Likes are cheap and thrown around. Followers come and go and may not even like you (they may have randomly followed you. Some of them are spammers, others followed you on a whim). Those of you who have cultivated numerous followers on Twitter and Facebook, please understand that the conversion rate of likes and followers is extremely bad. There’s a difference between a follower and a friend. Sometimes they are the same thing. More often than not, they are not the same. Anyone can hit like and do so casually, but most will not take the time to back you. Even relatives may not take the time to back you, will get confused how to back, will forget to back, and that includes real friends too. If you get 2 in 100 twitter followers to back you, that’s not half bad. I haven’t looked up the conversion rate lately, but it’s better to have a few true friends than a stadium full of strangers.
I had some generous friends and family as some of my Backers. But I also had both friends and family who completely forgot I was running a Kickstarter, despite talking about it frequently. People live busy lives, so you have to make your campaign rock and spread the word. Talk about your project often, but don’t spam people.
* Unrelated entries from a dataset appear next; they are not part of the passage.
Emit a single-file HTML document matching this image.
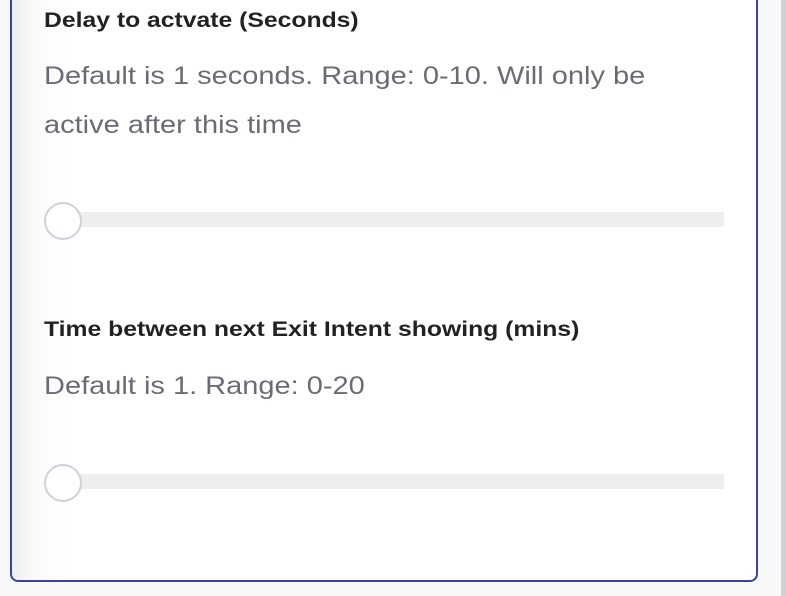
<!DOCTYPE html>
<html><head><style>
body{margin:0;width:786px;height:596px;background:#f8f8f9;position:relative;overflow:hidden;font-family:"Liberation Sans",sans-serif}
.bar{position:absolute;left:781px;top:0;width:5px;height:596px;background:#cfcfd6}
.card{position:absolute;left:10px;top:-20px;width:744px;height:600px;border:2px solid #3b43a0;border-top:none;border-radius:0 0 8px 8px;background:linear-gradient(90deg,#efefef 0,#fafafa 25px,#fff 60px)}
.h{position:absolute;left:44px;font-weight:bold;font-size:21.5px;color:#222;transform:scaleX(1.15);transform-origin:left;white-space:nowrap}
.d{position:absolute;left:44px;font-size:25px;color:#6b6b78;line-height:49px;transform:scaleX(1.16);transform-origin:left;white-space:nowrap}
.track{position:absolute;left:62px;width:662px;height:15px;background:#eeeeee}
.th{position:absolute;left:44px;width:34px;height:34px;border:2px solid #cfd0da;border-radius:50%;background:#fff}
</style></head><body>
<div class="bar"></div>
<div class="card"></div>
<div class="h" style="top:8px">Delay to actvate (Seconds)</div>
<div class="d" style="top:52px">Default is 1 seconds. Range: 0-10. Will only be<br>active after this time</div>
<div class="track" style="top:212px"></div>
<div class="th" style="top:202px"></div>
<div class="h" style="top:317px">Time between next Exit Intent showing (mins)</div>
<div class="d" style="top:362px">Default is 1. Range: 0-20</div>
<div class="track" style="top:474px"></div>
<div class="th" style="top:464px"></div>
</body></html>
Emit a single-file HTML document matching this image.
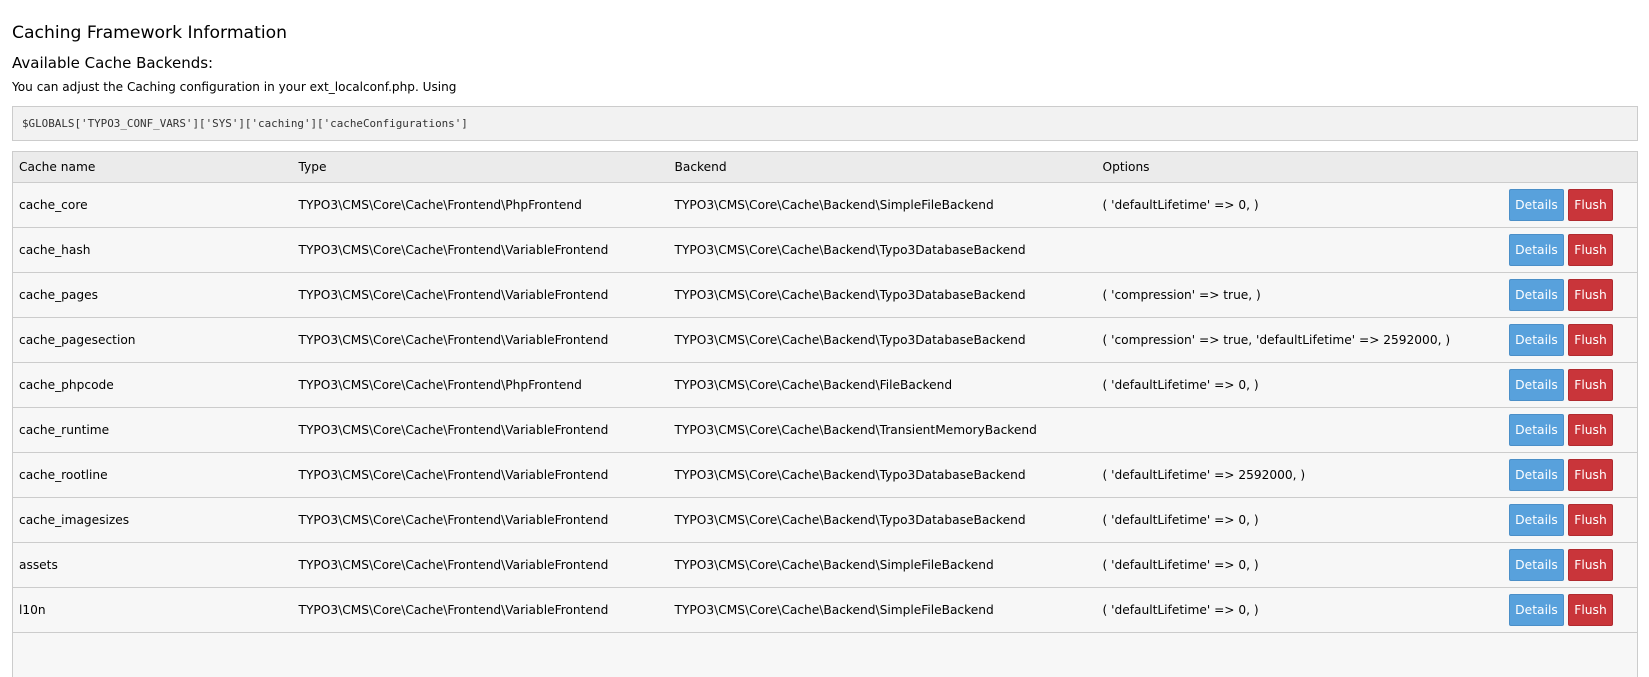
<!DOCTYPE html>
<html><head><meta charset="utf-8"><style>
body{margin:0;background:#fff;font-family:"DejaVu Sans","Liberation Sans",sans-serif;color:#000;width:1649px;height:637px;overflow:hidden}
h1{position:absolute;left:12px;top:23px;margin:0;font-size:17.2px;font-weight:normal}
h2{position:absolute;left:12px;top:54px;margin:0;font-size:15px;font-weight:normal}
p{position:absolute;left:12px;top:80px;margin:0;font-size:12.1px}
pre{position:absolute;left:12px;top:106px;height:33px;margin:0;background:#f2f2f2;border:1px solid #ccc;font-family:"DejaVu Sans Mono","Liberation Mono",monospace;font-size:10.9px;line-height:33px;padding:0 0 0 9px;width:1615px;color:#333}
table{position:absolute;left:12px;top:151px;width:1626px;border-collapse:collapse;table-layout:fixed;font-size:12.2px;border-left:1px solid #ccc;border-right:1px solid #ccc}
td,th{border-top:1px solid #ccc;padding:0 0 0 6px;text-align:left;font-weight:normal;white-space:nowrap;overflow:hidden}
th{background:#ebebeb;height:30px}
td{background:#f7f7f7;height:44px}
.b{text-align:right;padding-right:24px}
.btn{display:inline-block;height:30px;line-height:30px;color:#fff;border-radius:2px;font-size:12.3px;vertical-align:middle}
.d{background:#58a1dc;border:1px solid #4b8fc8;width:53px;text-align:center}
.f{background:#c9353a;border:1px solid #b02a2f;width:43px;text-align:center;margin-left:4px}
</style></head><body>
<h1>Caching Framework Information</h1>
<h2>Available Cache Backends:</h2>
<p>You can adjust the Caching configuration in your ext_localconf.php. Using</p>
<pre>$GLOBALS['TYPO3_CONF_VARS']['SYS']['caching']['cacheConfigurations']</pre>
<table>
<colgroup><col style="width:280px"><col style="width:376px"><col style="width:428px"><col style="width:380px"><col></colgroup>
<tr><th>Cache name</th><th>Type</th><th>Backend</th><th>Options</th><th></th></tr>
<tr><td>cache_core</td><td>TYPO3\CMS\Core\Cache\Frontend\PhpFrontend</td><td>TYPO3\CMS\Core\Cache\Backend\SimpleFileBackend</td><td>( 'defaultLifetime' =&gt; 0, )</td><td class="b"><span class="btn d">Details</span><span class="btn f">Flush</span></td></tr>
<tr><td>cache_hash</td><td>TYPO3\CMS\Core\Cache\Frontend\VariableFrontend</td><td>TYPO3\CMS\Core\Cache\Backend\Typo3DatabaseBackend</td><td></td><td class="b"><span class="btn d">Details</span><span class="btn f">Flush</span></td></tr>
<tr><td>cache_pages</td><td>TYPO3\CMS\Core\Cache\Frontend\VariableFrontend</td><td>TYPO3\CMS\Core\Cache\Backend\Typo3DatabaseBackend</td><td>( 'compression' =&gt; true, )</td><td class="b"><span class="btn d">Details</span><span class="btn f">Flush</span></td></tr>
<tr><td>cache_pagesection</td><td>TYPO3\CMS\Core\Cache\Frontend\VariableFrontend</td><td>TYPO3\CMS\Core\Cache\Backend\Typo3DatabaseBackend</td><td>( 'compression' =&gt; true, 'defaultLifetime' =&gt; 2592000, )</td><td class="b"><span class="btn d">Details</span><span class="btn f">Flush</span></td></tr>
<tr><td>cache_phpcode</td><td>TYPO3\CMS\Core\Cache\Frontend\PhpFrontend</td><td>TYPO3\CMS\Core\Cache\Backend\FileBackend</td><td>( 'defaultLifetime' =&gt; 0, )</td><td class="b"><span class="btn d">Details</span><span class="btn f">Flush</span></td></tr>
<tr><td>cache_runtime</td><td>TYPO3\CMS\Core\Cache\Frontend\VariableFrontend</td><td>TYPO3\CMS\Core\Cache\Backend\TransientMemoryBackend</td><td></td><td class="b"><span class="btn d">Details</span><span class="btn f">Flush</span></td></tr>
<tr><td>cache_rootline</td><td>TYPO3\CMS\Core\Cache\Frontend\VariableFrontend</td><td>TYPO3\CMS\Core\Cache\Backend\Typo3DatabaseBackend</td><td>( 'defaultLifetime' =&gt; 2592000, )</td><td class="b"><span class="btn d">Details</span><span class="btn f">Flush</span></td></tr>
<tr><td>cache_imagesizes</td><td>TYPO3\CMS\Core\Cache\Frontend\VariableFrontend</td><td>TYPO3\CMS\Core\Cache\Backend\Typo3DatabaseBackend</td><td>( 'defaultLifetime' =&gt; 0, )</td><td class="b"><span class="btn d">Details</span><span class="btn f">Flush</span></td></tr>
<tr><td>assets</td><td>TYPO3\CMS\Core\Cache\Frontend\VariableFrontend</td><td>TYPO3\CMS\Core\Cache\Backend\SimpleFileBackend</td><td>( 'defaultLifetime' =&gt; 0, )</td><td class="b"><span class="btn d">Details</span><span class="btn f">Flush</span></td></tr>
<tr><td>l10n</td><td>TYPO3\CMS\Core\Cache\Frontend\VariableFrontend</td><td>TYPO3\CMS\Core\Cache\Backend\SimpleFileBackend</td><td>( 'defaultLifetime' =&gt; 0, )</td><td class="b"><span class="btn d">Details</span><span class="btn f">Flush</span></td></tr>
<tr><td></td><td></td><td></td><td></td><td></td></tr>
</table>
</body></html>
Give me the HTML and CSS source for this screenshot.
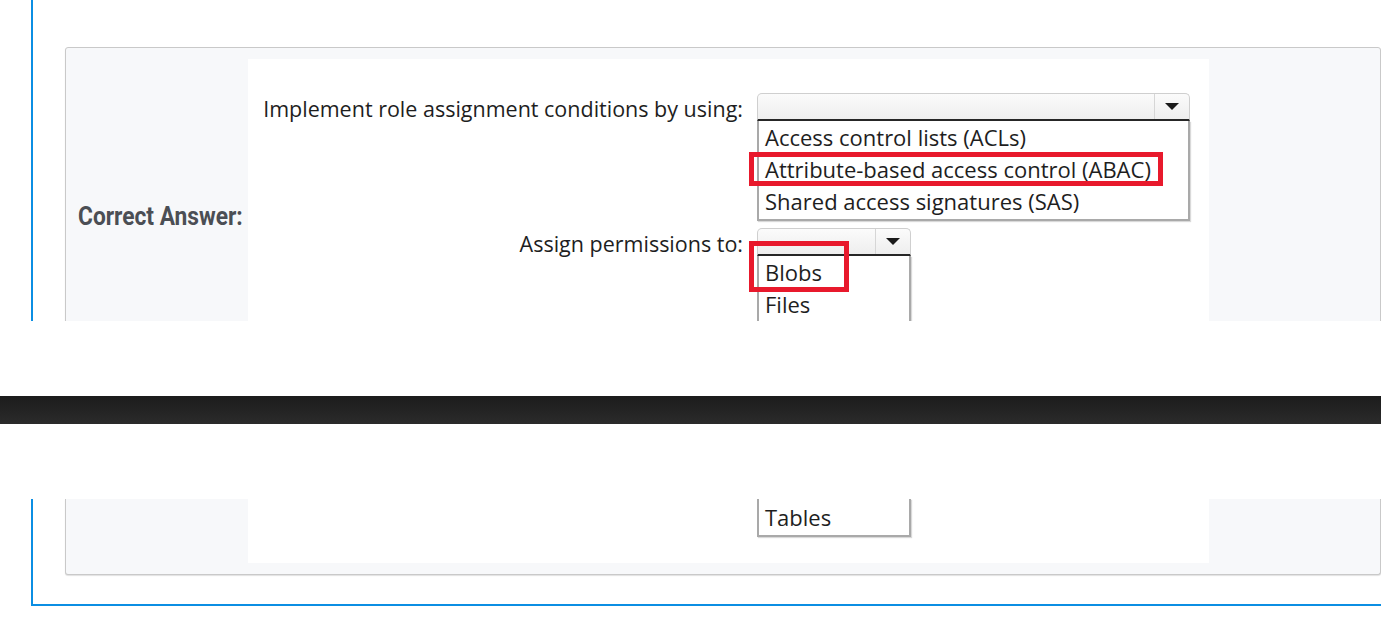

Get involved in what other people are doing. Invest in their lives—show that you care, don’t just try to hit them up for money. That gets annoying quick. Sometimes I can’t back someone because my money’s just too tight that week, but if I believe in what they are doing and it is in my interest area, I’m much more likely to spread the word on social media for them and am also more likely to squeeze some money out of my pocket even though I really can’t afford it. Some people forget about spreading the word and would if you let them know. Others don’t want to be bothered. Be a real friend and you might get some real friends back. Start now. Friendship takes time, but you won’t regret it!
This blog post wasn’t meant to be a rant, though I know at times it came off as one. It’s just that I want you to succeed and take this seriously. It was long, but far from exhaustive. Hopefully it will help someone avoid a bum campaign and another to run a better campaign. As always, I covet your comments. Cheers!